Is there a parent who hasn’t experienced a child’s upset, tantrum, eruption into tears, seemingly out of the blue, but often as a response to being denied what he or she wants, or some other kind of frustration? A familiar complaint from parents is that “no” to an unreasonable request, like candy before dinner, or taking mom’s iPhone into the bath, results in a meltdown.
In a discussion with a group of parents recently, this subject was raised by a mother who asked if it was unrealistic to reason with a two year old. Trying to reason with a child is a familiar response when a child wants things that a parent either can’t, or doesn’t want to accede to – and is most often unsuccessful. Why do we do it, and why doesn’t it work?
When you stop to think about it, reasoning with a child means offering reasons that will explain why he can’t have what he wants. The thought – or hope – is that the reasons we offer will persuade the child to give up an unreasonable desire on his part. But most often, adult logic is no match for childhood emotion. Much of the time, what seems reasonable to an adult seems most unreasonable from a child’s point of view. Beyond that, a lot goes into giving up something we want desperately – and children can feel desperate about what they want.

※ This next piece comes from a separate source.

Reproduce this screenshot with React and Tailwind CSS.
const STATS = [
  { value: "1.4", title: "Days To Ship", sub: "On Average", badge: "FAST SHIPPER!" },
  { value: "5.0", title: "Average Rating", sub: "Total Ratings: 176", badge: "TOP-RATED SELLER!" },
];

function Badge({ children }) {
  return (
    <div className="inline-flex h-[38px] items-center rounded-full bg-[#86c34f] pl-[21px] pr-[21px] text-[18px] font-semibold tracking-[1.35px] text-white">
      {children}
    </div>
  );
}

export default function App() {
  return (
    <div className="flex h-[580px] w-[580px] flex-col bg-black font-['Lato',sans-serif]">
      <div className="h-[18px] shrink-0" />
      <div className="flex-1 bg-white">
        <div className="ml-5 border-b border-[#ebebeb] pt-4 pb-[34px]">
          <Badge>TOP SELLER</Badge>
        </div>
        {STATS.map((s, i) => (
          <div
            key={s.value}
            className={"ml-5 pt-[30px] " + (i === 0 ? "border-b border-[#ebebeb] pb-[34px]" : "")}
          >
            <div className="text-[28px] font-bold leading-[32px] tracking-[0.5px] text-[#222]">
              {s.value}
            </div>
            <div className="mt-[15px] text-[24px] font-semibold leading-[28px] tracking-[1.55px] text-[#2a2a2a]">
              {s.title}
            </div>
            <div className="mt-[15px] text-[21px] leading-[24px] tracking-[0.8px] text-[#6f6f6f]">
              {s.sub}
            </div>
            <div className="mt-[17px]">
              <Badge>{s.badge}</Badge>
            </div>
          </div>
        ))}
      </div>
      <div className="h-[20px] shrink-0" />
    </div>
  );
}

If you think about it in adult terms, imagine wanting to buy something we see that we really want. (Children’s upsets can often be a response to wanting you to buy something for them.) Of course, there are times when we might give in to an impulse just to buy it. Most of the time, however, we would stop to consider the cost, the effect on our budget, what else we might have to give up in order to have what we want right now.

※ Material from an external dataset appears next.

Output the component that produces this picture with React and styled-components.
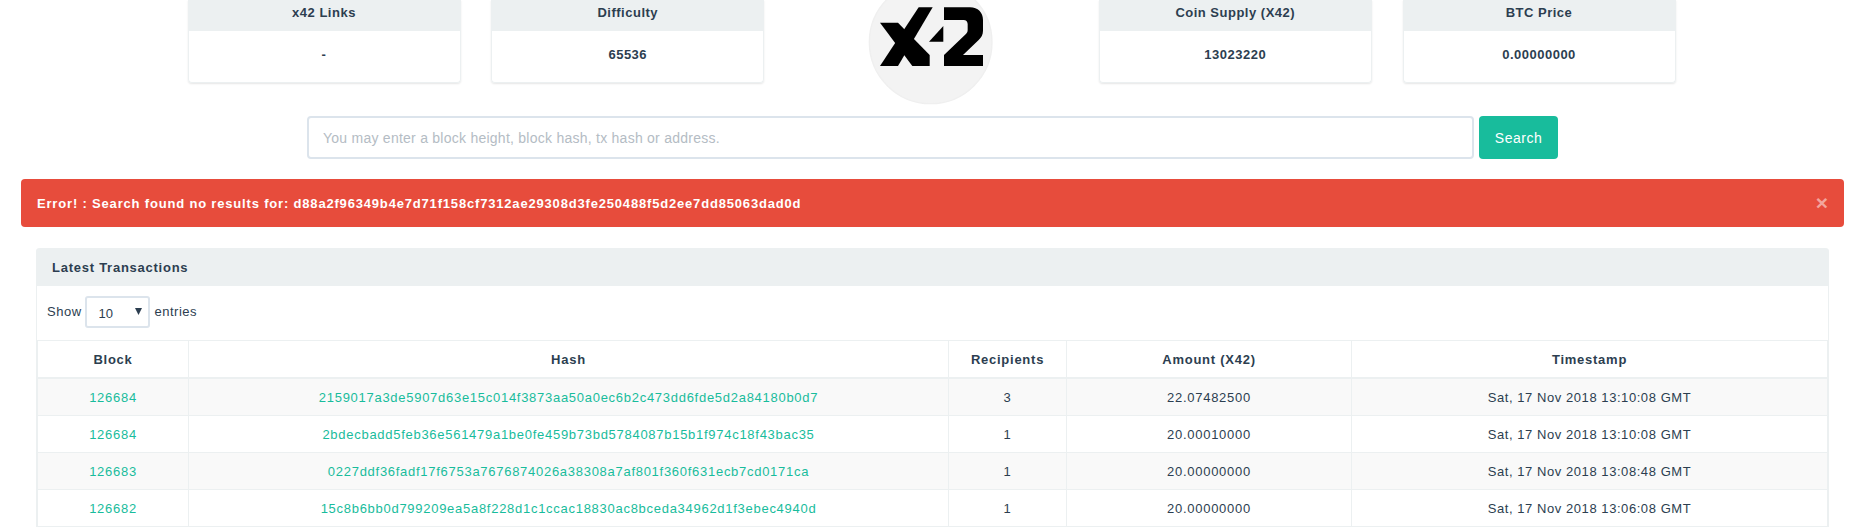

That means the ability to think beyond the desire of the moment, to delay gratification, and to tolerate the frustration of not having what we want. These are hard won abilities gained through a process of maturation over time. Young children are only at the beginning of that process and are still operating through the pleasure principle in large measure. The idea of the future (you can have it for your birthday), is still beyond them. Delaying gratification is too difficult, and the desire of the moment is emotionally more compelling than any abstract reason that makes that impossible.
In thinking about why we try through reason to persuade children to give up what they want, one motivation that often emerges is the wish to try to prevent, or forestall, the emotional reaction – or meltdown – that may follow denying a child’s wish. The failure of reasoning at times leads parents to “give in” to what children want in order to avoid the scene that may follow their refusal. Everyone does that at times, to be sure, but at best it does not lead to a particularly helpful outcome. For one thing, as we all know, children may learn always to use this approach as a way of getting what they want. Unhappily, this then becomes their source of power in dealing with parents who in children’s view are the powerful ones.
In our parent discussion, one mother spoke of trying to be reasonable herself, by offering the child a substitute acceptable to the parent. This is a helpful strategy at times. Often though, a child is adamant about what he wants and substitutes don’t work. At other times it may be possible to divert a child’s attention to something else he might find interesting. This can be helpful if done before the interaction escalates into a confrontation between parent and child.
Much of the time, however, we are faced with a tantrum or a meltdown. When this does occur, parents often feel a strong need to stop it – first because it is unpleasant, but also because children can work themselves up into such a state that parents feel frightened. Some children will accept comforting from a parent at such times, while others become even more upset at the attempt – as if it shows you don’t understand how terrible this is for them.
Actually, children can become more upset about their own upset – their loss of control – than you are. Although, as a father in the group said, a few minutes later it is as if it never happened, children don’t know that. Their feelings of the moment seem permanent to them – they will never get over this. That’s why one of the most helpful things we can do as parents is to reassure a child that he will feel better soon. If we don’t get upset along with him, and are sure this will pass, he feels reassured that maybe the world is not at an end.
The fact is, that as difficult as these episodes are for us as parents, they really are a necessary step in children learning that, “you can’t always have what you want,” and still survive – even be happy again.